17. lutego węgierski premier spotkał się w Budapeszcie z Władimirem Putinem. Przedstawiciele obu krajów podpisali 5 różnych umów, a przede wszystkim porozumieli się w sprawie przyszłych dostaw gazu ziemnego z Rosji na Węgry.
Następnego dnia Viktor Orban powiedział dziennikarzom, że Unia Europejska jest mocno podzielona, jeśli idzie o stosunek do Rosji. Według węgierskiego polityka, po jednej stronie jest jego kraj, a także Czechy, Słowacja i Austria. - Uważamy, że bez współpracy z Rosjanami nie możemy osiągnąć naszych celów - powiedział Viktor Orban.
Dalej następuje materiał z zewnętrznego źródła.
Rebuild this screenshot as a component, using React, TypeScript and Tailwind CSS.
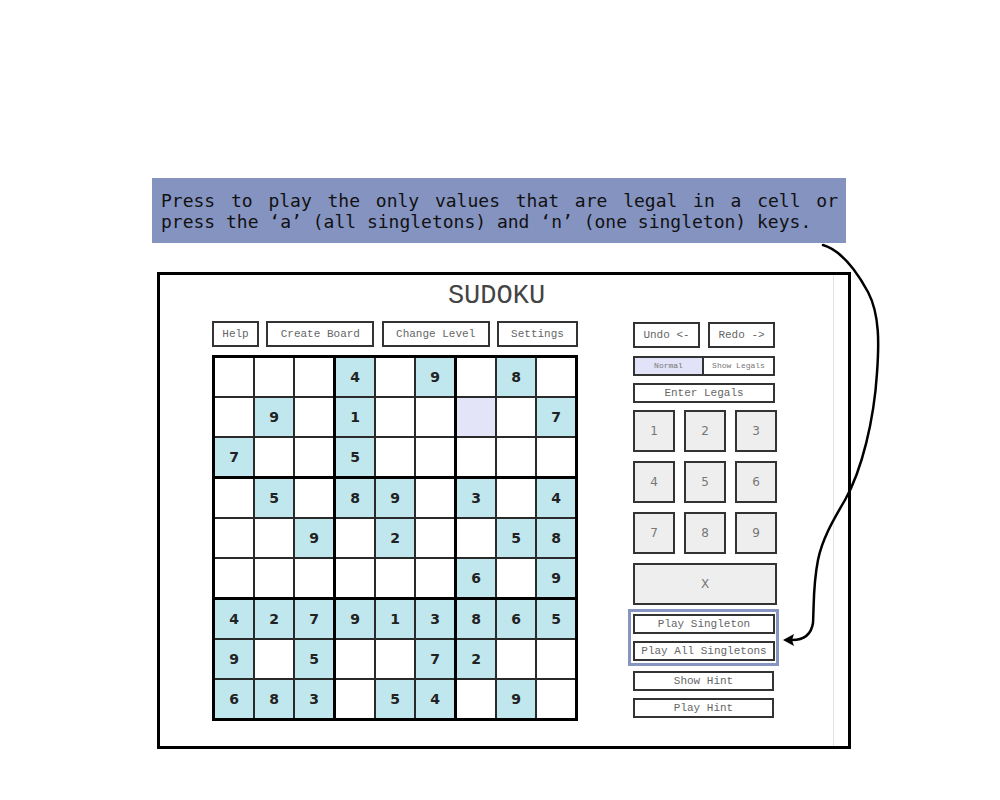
import React from 'react';

const board: number[][] = [
  [0, 0, 0, 4, 0, 9, 0, 8, 0],
  [0, 9, 0, 1, 0, 0, 0, 0, 7],
  [7, 0, 0, 5, 0, 0, 0, 0, 0],
  [0, 5, 0, 8, 9, 0, 3, 0, 4],
  [0, 0, 9, 0, 2, 0, 0, 5, 8],
  [0, 0, 0, 0, 0, 0, 6, 0, 9],
  [4, 2, 7, 9, 1, 3, 8, 6, 5],
  [9, 0, 5, 0, 0, 7, 2, 0, 0],
  [6, 8, 3, 0, 5, 4, 0, 9, 0],
];

const mono = { fontFamily: '"Liberation Mono", "Courier New", monospace' };

function Cell({ r, c }: { r: number; c: number }) {
  const v = board[r][c];
  const selected = r === 1 && c === 6;
  return (
    <div
      className={
        'w-[38px] h-[38px] flex items-center justify-center text-[14px] font-bold text-[#222] ' +
        (selected ? 'bg-[#e4e4f8]' : v ? 'bg-[#c1e7ee]' : 'bg-white')
      }
      style={{ fontFamily: '"DejaVu Sans", sans-serif' }}
    >
      {v ? v : ''}
    </div>
  );
}

function Board() {
  return (
    <div className="grid grid-cols-3 gap-[3px] bg-black p-[3px] w-[366px]">
      {[0, 1, 2].map((br) =>
        [0, 1, 2].map((bc) => (
          <div key={`${br}-${bc}`} className="grid grid-cols-3 gap-[2px] bg-[#2a2a2a]">
            {[0, 1, 2].map((i) =>
              [0, 1, 2].map((j) => <Cell key={`${i}-${j}`} r={br * 3 + i} c={bc * 3 + j} />)
            )}
          </div>
        ))
      )}
    </div>
  );
}

function Btn({ label, className = '' }: { label: string; className?: string }) {
  return (
    <div
      className={'border-2 border-[#333] bg-white flex items-center justify-center text-[11px] text-[#666] ' + className}
      style={mono}
    >
      {label}
    </div>
  );
}

function Key({ label, className = 'w-[42px]' }: { label: string; className?: string }) {
  return (
    <div
      className={'h-[42px] border-2 border-[#333] bg-[#eeeeee] flex items-center justify-center text-[12px] text-[#777] ' + className}
      style={{ fontFamily: '"DejaVu Sans", sans-serif' }}
    >
      {label}
    </div>
  );
}

export default function App() {
  return (
    <div className="relative w-[1000px] h-[800px] bg-white overflow-hidden">
      {/* annotation banner */}
      <div
        className="ml-[152px] mt-[178px] w-[694px] h-[65px] bg-[#8593c1] pt-[12px] pl-[9px] pr-[8px] text-[18px] leading-[21px] text-[#111] text-justify"
        style={{ fontFamily: '"DejaVu Sans Mono", monospace' }}
      >
        Press to play the only values that are legal in a cell or press the ‘a’ (all singletons) and ‘n’ (one singleton) keys.
      </div>

      {/* app frame */}
      <div className="ml-[157px] mt-[29px] w-[694px] h-[477px] border-[3px] border-black flex">
        <div className="flex-1 flex flex-col">
          <div className="pt-[7px] mb-[11px] text-center text-[27px] leading-[28px] text-[#444]" style={mono}>
            SUDOKU
          </div>
          <div className="flex pl-[52px] gap-[55px]">
            <div className="flex flex-col gap-[8px]">
              <div className="flex justify-between w-[366px] h-[26px]">
                <Btn label="Help" className="w-[47px]" />
                <Btn label="Create Board" className="w-[108px]" />
                <Btn label="Change Level" className="w-[108px]" />
                <Btn label="Settings" className="w-[81px]" />
              </div>
              <Board />
            </div>

            <div className="mt-[1px] flex flex-col w-[144px]">
              <div className="flex gap-[8px] h-[26px]">
                <Btn label="Undo <-" className="w-[67px]" />
                <Btn label="Redo ->" className="w-[67px]" />
              </div>
              <div className="flex mt-[8px] h-[20px] w-[142px]">
                <div
                  className="w-[71px] border-2 border-[#333] bg-[#e2e2f8] flex items-center justify-center text-[8px] text-[#777]"
                  style={mono}
                >
                  Normal
                </div>
                <div
                  className="w-[71px] border-2 border-l-0 border-[#333] bg-white flex items-center justify-center text-[8px] text-[#777]"
                  style={mono}
                >
                  Show Legals
                </div>
              </div>
              <Btn label="Enter Legals" className="mt-[7px] h-[20px] w-[142px]" />
              <div className="mt-[7px] grid grid-cols-3 gap-x-[9px] gap-y-[9px] w-[144px]">
                {['1', '2', '3', '4', '5', '6', '7', '8', '9'].map((n) => (
                  <Key key={n} label={n} />
                ))}
              </div>
              <Key label="X" className="mt-[9px] w-[144px]" />
              <div className="mt-[4px] -ml-[5px] w-[151px] border-[3px] border-[#8795c3] pt-[2px] pb-[2px] pl-[2px] flex flex-col gap-[7px]">
                <Btn label="Play Singleton" className="h-[20px] w-[142px]" />
                <Btn label="Play All Singletons" className="h-[20px] w-[142px]" />
              </div>
              <Btn label="Show Hint" className="mt-[5px] h-[20px] w-[141px]" />
              <Btn label="Play Hint" className="mt-[7px] h-[20px] w-[141px]" />
            </div>
          </div>
        </div>
        <div className="w-[15px] border-l border-[#e2e2ea]" />
      </div>

      {/* annotation arrow */}
      <svg className="absolute inset-0 pointer-events-none" width="1000" height="800" viewBox="0 0 1000 800">
        <path
          d="M823 245 C 840 250, 856 270, 868 292 C 880 315, 879 345, 877 373 C 874 420, 862 470, 845 500 C 832 522, 822 540, 818 560 C 813 585, 814 605, 813 623 C 811 636, 803 640, 792 640"
          fill="none"
          stroke="#000"
          strokeWidth="2.5"
          strokeLinecap="round"
        />
        <polygon points="783,640 794,634 792,640 794,646" fill="#000" />
      </svg>
    </div>
  );
}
Z kolei - jak mówił - po drugiej stronie są państwa bałtyckie, Polska oraz Stany Zjednoczone, które uważają, że Rosja powinna być wypchnięta ze współpracy z Unią. - Pęknięcie w Unii Europejskiej jest bardzo głębokie, natury strategicznej - stwierdził Viktor Orban dodając, że Donald Tusk jest "po drugiej stronie tego podziału".
19. lutego Viktor Orban przyjedzie do Warszawy. Węgierski premier będzie rozmawiał z Ewą Kopacz. Jak informuje Centrum Informacyjne Rządu, tematem ich rozmów będzie współpraca gospodarcza i regionalna oraz stosunki z Rosją.
Choć Węgry poparły ostatecznie unijne sankcje wobec Rosji, to Budapeszt od wielu miesięcy - nie bacząc na poczynania Rosji wobec Ukrainy - zacieśnia współpracę gospodarczą z Rosją. Na początku 2014 r. zawarł z Moskwą inną strategicznie ważną umowę międzyrządową dotyczącą rozbudowy elektrowni atomowej w Paks z rosyjskim udziałem.